Canas al aire

Aprovecho que mi santo está recién levantado para decirle: «Oye, que me voy a Madrid». Se le atraganta el café: «¿A Madrid, para qué? Es que estás loca por irte a Madrid. No sé qué más puedo hacer: te voy a la compra, te cuido el jardín, te cocino, y tú nada más que pensando en Madrid». Le digo que no voy por divertirme, voy porque no me tiño desde que estoy en el pueblo y mira qué raya tengo. Él mira la raya con aprensión y dice: «Pero, cariño, ese pelo rojizo encantador que tienes desde que te conozco, ¿no era natural?». Es que, de verdad, no sé en qué mundo viven algunas personas del mundo cultural. Mi santo murmura: «Así que tienes canas…».

Me lleva a la estación de tren. Va pensativo. No sabe qué hacer para disuadirme de que no me vaya. Está a punto de entonar el Ne me quittes pas. De pronto salta con que por qué no me dejo las canas. Le digo indignada: «¿Pero, por quién me has tomado, por una escritora de esas peliblancas?». No te enfades, dice; si no me enfado, tonto, y le digo que si le compro alguna cosilla en Madrid. Sólo quiere que le traiga de nuestro domicilio madrileño un libro de Netanyahu (padre) sobre la Inquisición. Y yo pienso ya en el tren: «Qué sencillo. Es mi hombre».

Siento en el estómago que me acerco al monóxido de carbono. Eso me excita. En la peluquería, con los pelos envueltos por la plasta del tinte, atravieso un momento trágico. ¿Por qué no se les habrá ocurrido a los de Interviú en vez de pillar a las famosas en bolas sacarlas en este capítulo Morticia Addams?

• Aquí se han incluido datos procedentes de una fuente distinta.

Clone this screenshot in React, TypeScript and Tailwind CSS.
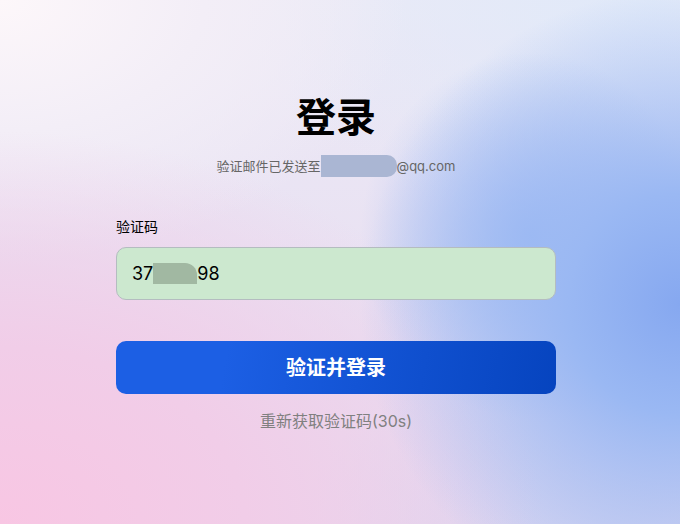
import { useState } from "react";

// 验证码登录页
const App = () => {
  const [code, setCode] = useState("37");

  return (
    <div
      className="flex min-h-screen w-full justify-center bg-[#e9dcef] pr-2 pt-[94px] bg-[radial-gradient(ellipse_47%_60%_at_100%_58%,#86a8f0_0%,#9ab8f3_35%,transparent_100%),radial-gradient(ellipse_25%_35%_at_78%_45%,#a3bdf3_0%,transparent_100%),radial-gradient(ellipse_80%_75%_at_0%_100%,#f8c6e3_0%,#f1cde8_45%,transparent_100%),radial-gradient(ellipse_60%_50%_at_0%_0%,#fdf7fa_0%,#f3eef7_50%,transparent_100%),radial-gradient(ellipse_60%_45%_at_95%_0%,#e0e9f9_0%,transparent_100%),radial-gradient(ellipse_45%_35%_at_90%_100%,#d6d5f1_0%,transparent_100%),linear-gradient(180deg,#eceaf6_0%,#e6d9ef_100%)]"
      style={{ fontFamily: 'Inter, "Noto Sans CJK SC", sans-serif' }}
    >
      <div className="flex w-[440px] flex-col">
        <h1 className="text-center text-[40px] font-bold leading-[48px] text-black">
          登录
        </h1>
        <p className="mt-[7px] text-center text-[13px] leading-5 text-[#666]">
          验证邮件已发送至
          <span className="inline-block h-[22px] w-[76px] translate-y-[6px] rounded-r-[10px] bg-[#aab6d3] align-baseline" />
          @qq.com
        </p>

        {/* 验证码 输入 */}
        <label className="mt-[41px] text-sm leading-5 text-black">验证码</label>
        <div className="mt-[10px] flex h-[53px] items-center rounded-[10px] border border-[#b4bcc0] bg-[#cce8cf] px-[15px]">
          <span className="text-lg text-black">{code.slice(0, 2)}</span>
          <span className="inline-block h-[21px] w-[44px] rounded-tr-[12px] bg-[#a1b8a2]" />
          <span className="text-lg text-black">98</span>
          <input
            className="sr-only"
            value={code}
            onChange={(e) => setCode(e.target.value)}
          />
        </div>

        <button className="mt-[41px] h-[53px] rounded-[10px] bg-[linear-gradient(100deg,#1c5fe4_0%,#1c5fe4_25%,#0644bf_100%)] text-xl font-semibold text-white">
          验证并登录
        </button>

        <p className="mt-[15px] text-center text-base leading-6 text-[#808080]">
          重新获取验证码(30s)
        </p>
      </div>
    </div>
  );
};

export default App;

Antes de tirarme a las tiendas recojo de casa el libro de mi santo, y entiendo que en su encargo, aparentemente inocente, va incluido mi castigo por venir a Sodoma: el libro de Netanyahu pesa lo menos cinco kilos. Mi santo es retorcido. Pero no me acobardo y con el Netanyahu me tiro a la calle. Intento ponérmelo debajo del brazo, pero es tan gordo que se me queda el brazo haciendo un homenaje a la Falange. En esto que me encuentro a un escritor de culto. Que a cuál. Se siente, esto es una columna cultural, no Tómbola. El escritor de culto me pregunta por mi santo y le digo que en el campo, agrandando su obra, y que yo he venido a Madrid a darme una vuelta por las librerías. El escritor de culto me pregunta si el Netanyahu se lo llevo a mi santo. Pues no, le digo, es para mí, paso los veranos releyendo a Netanyahu de cara a la temática de una futura novela. El escritor de culto me dice si entonces estas columnitas se pueden considerar un trabajo alimenticio. Por supuesto. Le dejo que me compadezca un rato y los dos nos sentimos solidarios hablando de lo que hay que tragar para poder cosechar tu verdadera obra. Mientras charlamos, le he dejado el libro y se está poniendo pálido. Me lo devuelve y se va al borde de la lipotimia. Qué mal color tienen los escritores de culto, y yo, mientras, vendiéndome al mercado para conseguir mi sueño secreto: el mecenazgo, comprarle a mi santo una mansión que te cagas y un torreón Montaigne.

Yo aspiro a mantener a mi propio escritor de culto. Como uno de esos ricos extravagantes que tienen de pronto un tigre en una jaula. Y en la puerta pondría una placa:

«Esta mansión se la compró a tan insigne escritor una de Moratalaz».

Que tu escritor de culto se atreve a tontear con otras, lo echas a patadas del torreón y lo cambias por otro escritor de culto. Anda que no los hay deseando. Se lo tengo dicho a mi santo.